Neither Neuberger Berman nor her primary broker, Robert Splan, would comment.

Day says she still owes $189,000 in taxes.

May have to move

“I may have to sell my house, move and go back to work,” she said. “I’ll never use margin again in my life, if I ever come into money again.”

Investors’ lawyers say brokers had ample reason to push margin loans. It gave them more money to invest — which meant more commissions.

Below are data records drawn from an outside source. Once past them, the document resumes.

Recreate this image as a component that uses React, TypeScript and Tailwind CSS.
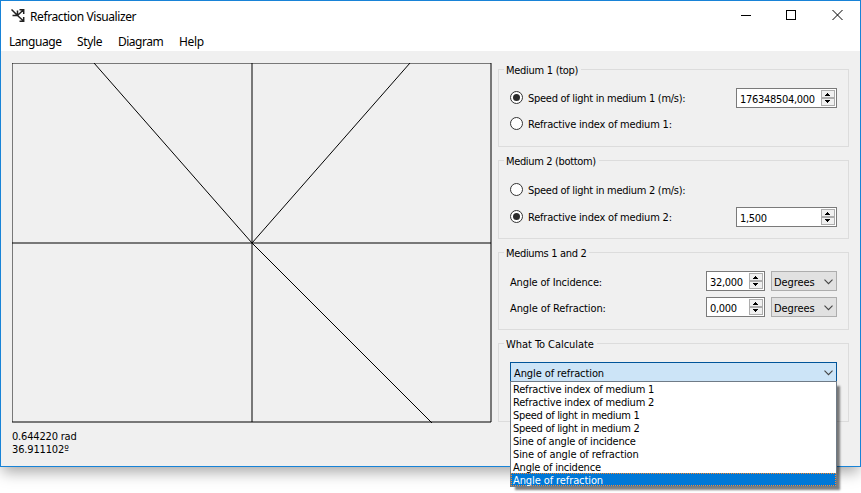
import type { ReactNode } from "react";

function Radio({ on }: { on?: boolean }) {
  return (
    <span className="mb-px flex size-[13px] shrink-0 items-center justify-center rounded-full border border-[#333] bg-white">
      {on && <span className="size-[7px] rounded-full bg-[#2b2b2b]" />}
    </span>
  );
}

function Stepper() {
  return (
    <svg width="14" height="16" viewBox="0 0 14 16" className="shrink-0" shapeRendering="crispEdges">
      <path d="M.5.5h13v7H.5zM.5 8.5h13v7H.5z" fill="#f0f0f0" stroke="#adadad" />
      <path d="M6 3h1v1H6zM5 4h3v1H5zM4 5h5v1H4z" fill="#000" />
      <path d="M4 10h5v1H4zM5 11h3v1H5zM6 12h1v1H6z" fill="#000" />
    </svg>
  );
}

function Spin({ value, className }: { value: string; className: string }) {
  return (
    <div className={`flex h-5 items-center justify-between border border-[#7a7a7a] bg-white pr-px pl-[3px] ${className}`}>
      <span className="pt-[2px] tracking-[-0.3px]">{value}</span>
      <Stepper />
    </div>
  );
}

function Chevron() {
  return (
    <svg width="9" height="6" viewBox="0 0 9 6" className="mt-px shrink-0" fill="none" stroke="#444" strokeWidth="1.1">
      <path d="M.5.6 4.5 4.6 8.5.6" />
    </svg>
  );
}

function Unit() {
  return (
    <div className="ml-[6px] flex h-5 w-[66px] items-center justify-between border border-[#adadad] bg-[#e1e1e1] pr-[3px] pl-[2px]">
      <span className="pt-[2px] tracking-[-0.1px]">Degrees</span>
      <Chevron />
    </div>
  );
}

function Group({ title, className, titleClass, children }: { title: string; className: string; titleClass: string; children: ReactNode }) {
  return (
    <section className={`flex w-[351px] flex-col border border-[#dcdcdc] pr-[11px] pl-[11px] ${className}`}>
      <h2 className="-mt-[8px] -ml-[6px] mb-px flex h-4 w-fit shrink-0 items-center bg-[#f0f0f0] pr-[3px] pl-[2px]">
        <span className={titleClass}>{title}</span>
      </h2>
      {children}
    </section>
  );
}

function Row({ children, className = "" }: { children: ReactNode; className?: string }) {
  return <div className={`flex h-5 shrink-0 items-center ${className}`}>{children}</div>;
}

const options = [
  { text: "Refractive index of medium 1", fit: "tracking-[-0.18px]" },
  { text: "Refractive index of medium 2", fit: "tracking-[-0.18px]" },
  { text: "Speed of light in medium 1", fit: "tracking-[-0.3px]" },
  { text: "Speed of light in medium 2", fit: "tracking-[-0.3px]" },
  { text: "Sine of angle of incidence", fit: "tracking-[-0.2px]" },
  { text: "Sine of angle of refraction", fit: "tracking-[-0.1px]" },
  { text: "Angle of incidence", fit: "tracking-[-0.2px]" },
  { text: "Angle of refraction", fit: "tracking-[-0.1px]" },
];

export default function App() {
  return (
    <div className="h-[493px] w-[861px] overflow-hidden bg-white font-['DejaVu_Sans_Condensed','DejaVu_Sans',sans-serif] text-[11px] leading-[13px] whitespace-nowrap text-black">
      <div className="flex h-[467px] w-[861px] flex-col border border-[#1883d7] bg-[#f0f0f0] shadow-[0_7px_14px_-2px_rgba(0,0,0,0.35)]">
        <header className="flex h-[30px] shrink-0 items-center bg-white pr-[17px] pl-[10px] font-['Noto_Sans',sans-serif] text-[12px]">
          <svg width="14" height="14" viewBox="0 0 14 14" fill="none" stroke="#222" strokeWidth="1.5">
            <path d="M.5.5 6.5 6.5M6.5 6.5 12.5.8M8.5.8H12.7V5M1.5 6.5H6.5V1.5M6.5 6.5l6 5.5M12.7 8v4.3H8.5" />
          </svg>
          <span className="ml-[5px] grow tracking-[-0.4px]">Refraction Visualizer</span>
          <svg width="102" height="10" viewBox="0 0 102 10" fill="none" stroke="#000" className="mb-[2px]">
            <path d="M0 5.5h10M45.5.5h9v9h-9z" shapeRendering="crispEdges" />
            <path d="m91.5 0 10 10M101.5 0l-10 10" />
          </svg>
        </header>
        <nav className="flex h-5 shrink-0 items-center bg-white pl-2 font-['Noto_Sans',sans-serif] text-[12px]">
          <span className="w-[68px] tracking-[-0.45px]">Language</span>
          <span className="w-[41px] tracking-[-0.35px]">Style</span>
          <span className="w-[61px] tracking-[-0.5px]">Diagram</span>
          <span className="tracking-[-0.3px]">Help</span>
        </nav>
        <main className="flex grow pl-[11px]">
          <div className="w-[486px] pt-3">
            <svg width="480" height="360" viewBox="0 0 480 360" fill="none" stroke="#000" className="block">
              <path d="M0 0h479v359H0zM240 0v359M0 180h479" />
              <path d="M82 0 240 180 398 0M240 180l180 180" />
            </svg>
            <p className="mt-[7px] tracking-[-0.18px]">0.644220 rad</p>
            <p className="tracking-[-0.15px]">36.911102º</p>
          </div>
          <div className="flex flex-col gap-[13px] pt-[18px]">
            <Group title="Medium 1 (top)" titleClass="tracking-[-0.28px]" className="h-[78px]">
              <Row className="mt-[9px] justify-between">
                <Radio on />
                <span className="ml-[5px] grow tracking-[-0.28px]">Speed of light in medium 1 (m/s):</span>
                <Spin value="176348504,000" className="w-[101px]" />
              </Row>
              <Row className="mt-[6px]">
                <Radio />
                <span className="ml-[5px] tracking-[-0.2px]">Refractive index of medium 1:</span>
              </Row>
            </Group>
            <Group title="Medium 2 (bottom)" titleClass="tracking-[-0.35px]" className="h-[79px]">
              <Row className="mt-[10px]">
                <Radio />
                <span className="ml-[5px] tracking-[-0.28px]">Speed of light in medium 2 (m/s):</span>
              </Row>
              <Row className="mt-[7px]">
                <Radio on />
                <span className="ml-[5px] grow tracking-[-0.2px]">Refractive index of medium 2:</span>
                <Spin value="1,500" className="w-[101px]" />
              </Row>
            </Group>
            <Group title="Mediums 1 and 2" titleClass="tracking-[-0.33px]" className="h-[78px]">
              <Row className="mt-[9px]">
                <span className="grow pt-[2px] tracking-[-0.15px]">Angle of Incidence:</span>
                <Spin value="32,000" className="w-[59px]" />
                <Unit />
              </Row>
              <Row className="mt-[6px]">
                <span className="grow pt-[2px] tracking-[-0.1px]">Angle of Refraction:</span>
                <Spin value="0,000" className="w-[59px]" />
                <Unit />
              </Row>
            </Group>
            <Group title="What To Calculate" titleClass="tracking-[-0.05px]" className="h-[79px]">
              <div className="relative mt-[9px]">
                <div className="flex h-5 w-[327px] items-center justify-between border border-[#005499] bg-[#cce4f7] pr-[3px] pl-[3px]">
                  <span className="pt-[2px] tracking-[-0.1px]">Angle of refraction</span>
                  <Chevron />
                </div>
                <ul className="absolute top-[19px] left-0 w-[327px] border border-[#6f7b87] bg-white shadow-[4px_4px_2px_-1px_rgba(0,0,0,0.5)]">
                  {options.map(({ text, fit }, i) => (
                    <li
                      key={text}
                      className={
                        i === 7
                          ? "flex h-[13px] items-center border border-dotted border-[#ff8728] bg-[#0078d7] pl-px text-white"
                          : "flex h-[13px] items-center pl-[2px]"
                      }
                    >
                      <span className={`pt-[2px] ${fit}`}>{text}</span>
                    </li>
                  ))}
                </ul>
              </div>
            </Group>
          </div>
        </main>
      </div>
    </div>
  );
}
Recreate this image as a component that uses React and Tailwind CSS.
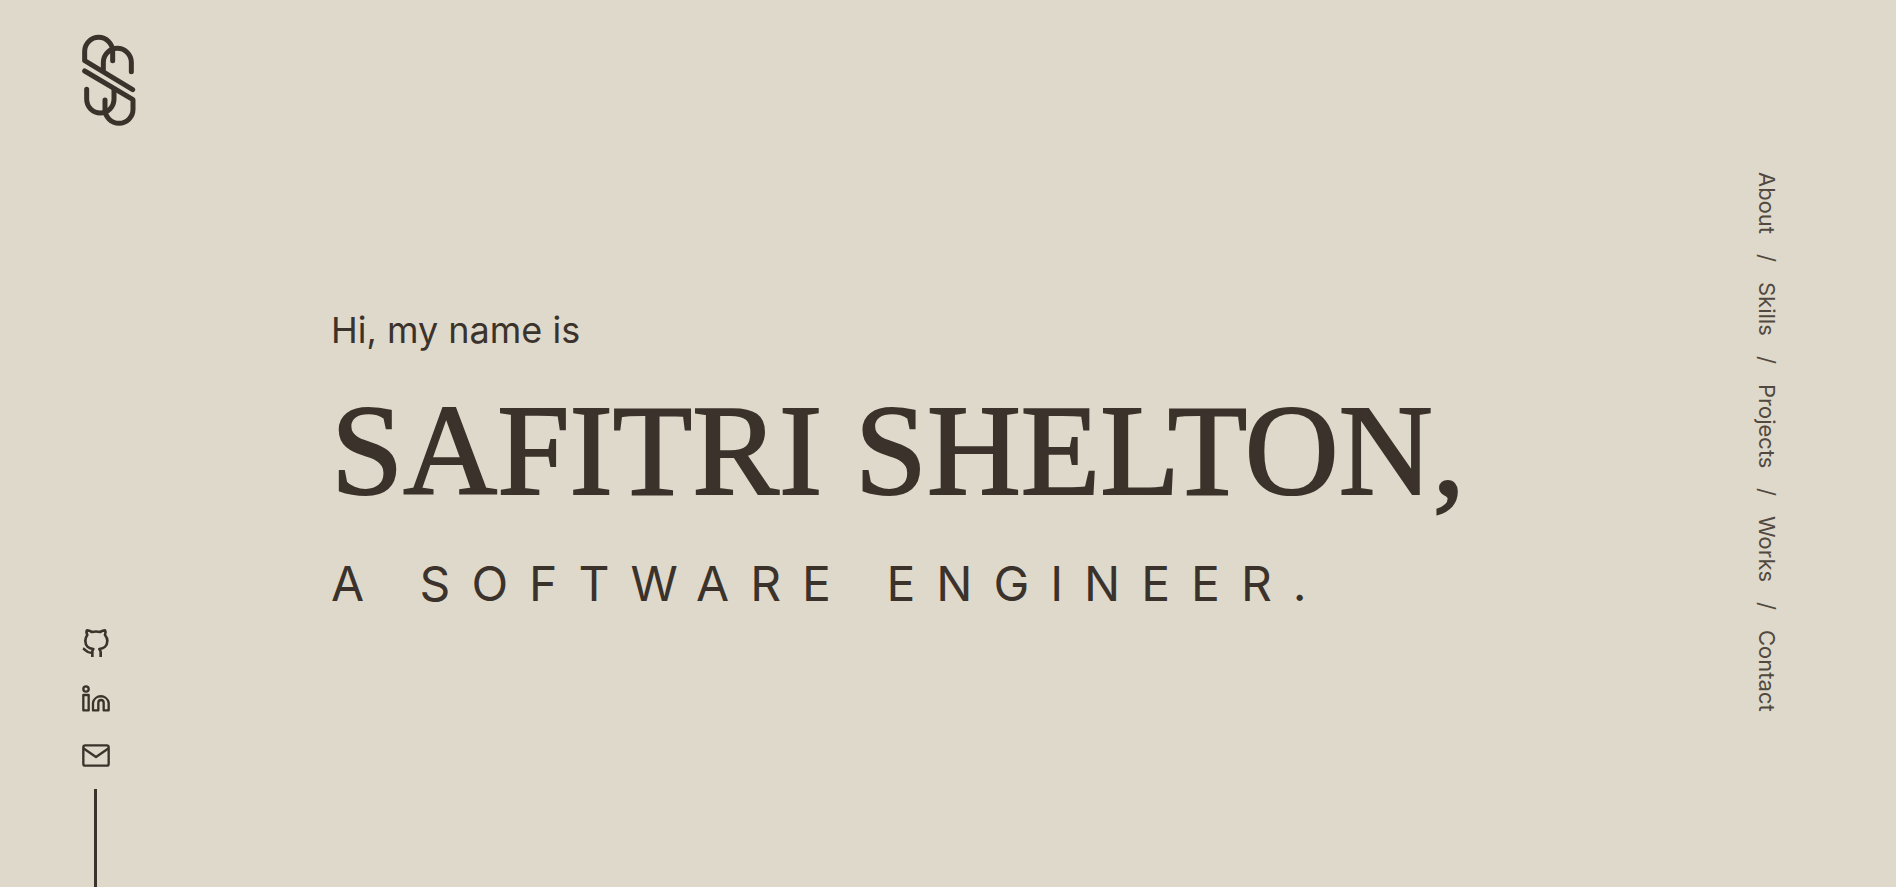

In addition, some firms gave brokers a small cut of the margin interest they received.

Tawny Mayfield got a harsh lesson in margin.

Mayfield, a kindergarten teacher who recently moved to Brentwood from Campbell, said she lost the entire $115,000 she inherited from her dad’s retirement account by listening to Norman Booi of Worthy Investment Advisers in Saratoga.

Now she’s fighting it out in a lawsuit, claiming she didn’t understand the risk of margin.

“Without the margin loan, she would still have some of her inheritance left,” said Timothy A. Canning, her Novato-based lawyer.

She accused Booi of picking “unsuitable” investments, which she says were mostly volatile tech and telecommunications stocks, even though she’d said she wanted a variety of investments and to have her money available in three to five years for a home down payment. He also borrowed against the pot to buy more stocks without explaining the danger, she claims, and talked her out of setting aside $40,000 in taxes she would later owe.

“It’s really been stressful,” said Mayfield.

She also alleges that Booi didn’t tell her he wasn’t registered as an investment adviser with the state or SEC.

Booi, through his lawyer, denied all Mayfield’s claims. His lawyer, Gregory Dolton of Menlo Park, said the allegations would prove “completely unfounded,” and he didn’t want to litigate the case in the press. He added that there “may be an applicable exemption which relieves the Worthy Group and any of its members from having to be registered.”

Mayfield is still regretful.

“My husband and I just found out we’re going to have a child,” said Mayfield. “My dad’s inheritance could have been my child’s future.”